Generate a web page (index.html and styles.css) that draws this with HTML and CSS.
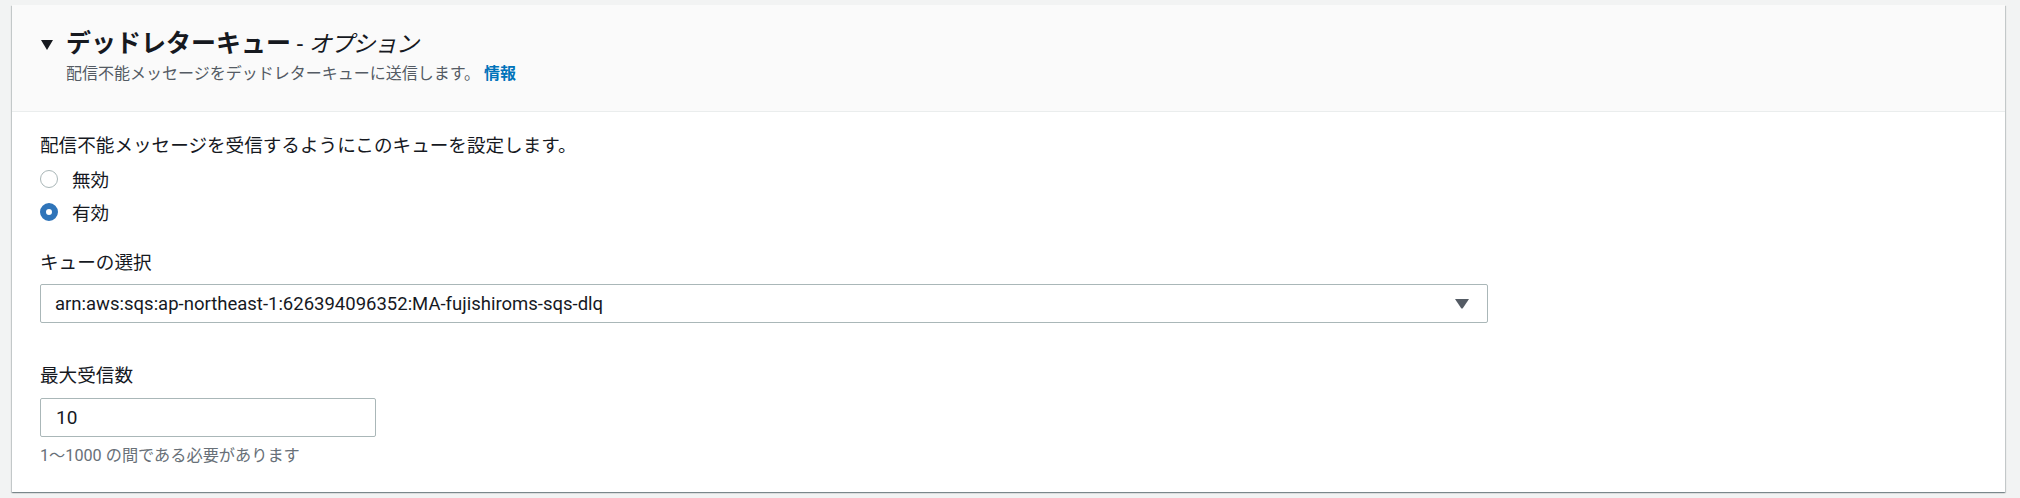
FILE: index.html
```html
<!DOCTYPE html>
<html lang="ja">
<head>
<meta charset="utf-8">
<title>デッドレターキュー</title>
<link rel="stylesheet" href="styles.css">
</head>
<body>
<div class="page">
  <section class="card">
    <header class="card-header">
      <div class="title-row">
        <svg class="caret" width="12" height="10" viewBox="0 0 12 10"><path d="M0 0H12L6 10Z" fill="#16191f"/></svg>
        <h2 class="title"><span class="title-main">デッドレターキュー</span><span class="title-sep"> - </span><span class="title-opt">オプション</span></h2>
      </div>
      <p class="subtitle">配信不能メッセージをデッドレターキューに送信します。 <a class="info" href="#">情報</a></p>
    </header>
    <div class="card-body">
      <p class="desc">配信不能メッセージを受信するようにこのキューを設定します。</p>
      <div class="radios">
        <label class="radio"><span class="radio-dot"></span><span>無効</span></label>
        <label class="radio"><span class="radio-dot checked"></span><span>有効</span></label>
      </div>
      <div class="field field-queue">
        <div class="field-label">キューの選択</div>
        <div class="select">
          <span class="select-value">arn:aws:sqs:ap-northeast-1:626394096352:MA-fujishiroms-sqs-dlq</span>
          <svg class="select-arrow" width="14" height="10" viewBox="0 0 14 10"><path d="M0 0H14L7.8 9.2Q7 10 6.2 9.2Z" fill="#545b64"/></svg>
        </div>
      </div>
      <div class="field field-max">
        <div class="field-label">最大受信数</div>
        <div class="input">10</div>
        <div class="hint">1〜1000 の間である必要があります</div>
      </div>
    </div>
  </section>
</div>
</body>
</html>
```

FILE: styles.css
```css
* { box-sizing: border-box; }
html, body { margin: 0; padding: 0; }
body {
  background: #f2f3f3;
  font-family: Roboto, "Noto Sans CJK JP", sans-serif;
  color: #16191f;
}
.page {
  padding: 5px 15px 6px 12px;
}
.card {
  background: #ffffff;
  box-shadow: 0 1px 1px 0 rgba(0, 28, 36, 0.3), 1px 1px 1px 0 rgba(0, 28, 36, 0.15), -1px 1px 1px 0 rgba(0, 28, 36, 0.15);
  display: flex;
  flex-direction: column;
}
.card-header {
  background: #fafafa;
  border-bottom: 1px solid #eaeded;
  padding: 24px 28px 27px 29px;
}
.title-row {
  display: flex;
  align-items: center;
  gap: 13px;
  height: 30px;
}
.caret { flex: none; margin-top: 1px; }
.title {
  margin: 0;
  font-size: 25px;
  line-height: 30px;
  font-weight: 700;
}
.title-sep, .title-opt {
  font-weight: 400;
  font-size: 23px;
}
.title-opt { font-style: italic; letter-spacing: -1.2px; }
.subtitle {
  margin: 5px 0 0 25px;
  font-size: 16px;
  line-height: 20px;
  color: #545b64;
}
.info {
  color: #0073bb;
  font-weight: 700;
  text-decoration: none;
}
.card-body {
  padding: 22px 28px 26px 28px;
  display: flex;
  flex-direction: column;
}
.desc {
  margin: 0;
  font-size: 18.6px;
  line-height: 24px;
}
.radios {
  margin-top: 4px;
  display: flex;
  flex-direction: column;
}
.radio {
  display: flex;
  align-items: center;
  gap: 14px;
  height: 33px;
  font-size: 18.6px;
}
.radio-dot {
  width: 18px;
  height: 18px;
  border-radius: 50%;
  border: 1.5px solid #aab7b8;
  background: #fff;
  flex: none;
}
.radio-dot.checked {
  border: 6px solid #2f74b9;
  background: #fff;
}
.field-queue { margin-top: 23px; }
.field-max { margin-top: 41px; }
.field-label {
  font-size: 18.6px;
  line-height: 24px;
}
.select {
  margin-top: 9px;
  width: 1448px;
  height: 39px;
  border: 1px solid #aab7b8;
  border-radius: 2px;
  display: flex;
  align-items: center;
  justify-content: space-between;
  padding: 0 18px 0 14px;
  font-size: 18.5px;
  background: #fff;
}
.select-arrow { flex: none; margin-top: 1px; }
.input {
  margin-top: 10px;
  width: 336px;
  height: 39px;
  border: 1px solid #aab7b8;
  border-radius: 2px;
  display: flex;
  align-items: center;
  padding: 0 15px;
  font-size: 19px;
}
.hint {
  margin-top: 9px;
  font-size: 16.2px;
  line-height: 20px;
  color: #687078;
}
```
☆ ☆ ☆ ☆ ☆ ☆ ☆
**The exercise**
From the data above, write out everything exactly except the pictures.

**The response**
Generate a web page (index.html and styles.css) that draws this with HTML and CSS.
FILE: index.html
```html
<!DOCTYPE html>
<html lang="ja">
<head>
<meta charset="utf-8">
<title>デッドレターキュー</title>
<link rel="stylesheet" href="styles.css">
</head>
<body>
<div class="page">
  <section class="card">
    <header class="card-header">
      <div class="title-row">
        <svg class="caret" width="12" height="10" viewBox="0 0 12 10"><path d="M0 0H12L6 10Z" fill="#16191f"/></svg>
        <h2 class="title"><span class="title-main">デッドレターキュー</span><span class="title-sep"> - </span><span class="title-opt">オプション</span></h2>
      </div>
      <p class="subtitle">配信不能メッセージをデッドレターキューに送信します。 <a class="info" href="#">情報</a></p>
    </header>
    <div class="card-body">
      <p class="desc">配信不能メッセージを受信するようにこのキューを設定します。</p>
      <div class="radios">
        <label class="radio"><span class="radio-dot"></span><span>無効</span></label>
        <label class="radio"><span class="radio-dot checked"></span><span>有効</span></label>
      </div>
      <div class="field field-queue">
        <div class="field-label">キューの選択</div>
        <div class="select">
          <span class="select-value">arn:aws:sqs:ap-northeast-1:626394096352:MA-fujishiroms-sqs-dlq</span>
          <svg class="select-arrow" width="14" height="10" viewBox="0 0 14 10"><path d="M0 0H14L7.8 9.2Q7 10 6.2 9.2Z" fill="#545b64"/></svg>
        </div>
      </div>
      <div class="field field-max">
        <div class="field-label">最大受信数</div>
        <div class="input">10</div>
        <div class="hint">1〜1000 の間である必要があります</div>
      </div>
    </div>
  </section>
</div>
</body>
</html>
```

FILE: styles.css
```css
* { box-sizing: border-box; }
html, body { margin: 0; padding: 0; }
body {
  background: #f2f3f3;
  font-family: Roboto, "Noto Sans CJK JP", sans-serif;
  color: #16191f;
}
.page {
  padding: 5px 15px 6px 12px;
}
.card {
  background: #ffffff;
  box-shadow: 0 1px 1px 0 rgba(0, 28, 36, 0.3), 1px 1px 1px 0 rgba(0, 28, 36, 0.15), -1px 1px 1px 0 rgba(0, 28, 36, 0.15);
  display: flex;
  flex-direction: column;
}
.card-header {
  background: #fafafa;
  border-bottom: 1px solid #eaeded;
  padding: 24px 28px 27px 29px;
}
.title-row {
  display: flex;
  align-items: center;
  gap: 13px;
  height: 30px;
}
.caret { flex: none; margin-top: 1px; }
.title {
  margin: 0;
  font-size: 25px;
  line-height: 30px;
  font-weight: 700;
}
.title-sep, .title-opt {
  font-weight: 400;
  font-size: 23px;
}
.title-opt { font-style: italic; letter-spacing: -1.2px; }
.subtitle {
  margin: 5px 0 0 25px;
  font-size: 16px;
  line-height: 20px;
  color: #545b64;
}
.info {
  color: #0073bb;
  font-weight: 700;
  text-decoration: none;
}
.card-body {
  padding: 22px 28px 26px 28px;
  display: flex;
  flex-direction: column;
}
.desc {
  margin: 0;
  font-size: 18.6px;
  line-height: 24px;
}
.radios {
  margin-top: 4px;
  display: flex;
  flex-direction: column;
}
.radio {
  display: flex;
  align-items: center;
  gap: 14px;
  height: 33px;
  font-size: 18.6px;
}
.radio-dot {
  width: 18px;
  height: 18px;
  border-radius: 50%;
  border: 1.5px solid #aab7b8;
  background: #fff;
  flex: none;
}
.radio-dot.checked {
  border: 6px solid #2f74b9;
  background: #fff;
}
.field-queue { margin-top: 23px; }
.field-max { margin-top: 41px; }
.field-label {
  font-size: 18.6px;
  line-height: 24px;
}
.select {
  margin-top: 9px;
  width: 1448px;
  height: 39px;
  border: 1px solid #aab7b8;
  border-radius: 2px;
  display: flex;
  align-items: center;
  justify-content: space-between;
  padding: 0 18px 0 14px;
  font-size: 18.5px;
  background: #fff;
}
.select-arrow { flex: none; margin-top: 1px; }
.input {
  margin-top: 10px;
  width: 336px;
  height: 39px;
  border: 1px solid #aab7b8;
  border-radius: 2px;
  display: flex;
  align-items: center;
  padding: 0 15px;
  font-size: 19px;
}
.hint {
  margin-top: 9px;
  font-size: 16.2px;
  line-height: 20px;
  color: #687078;
}
```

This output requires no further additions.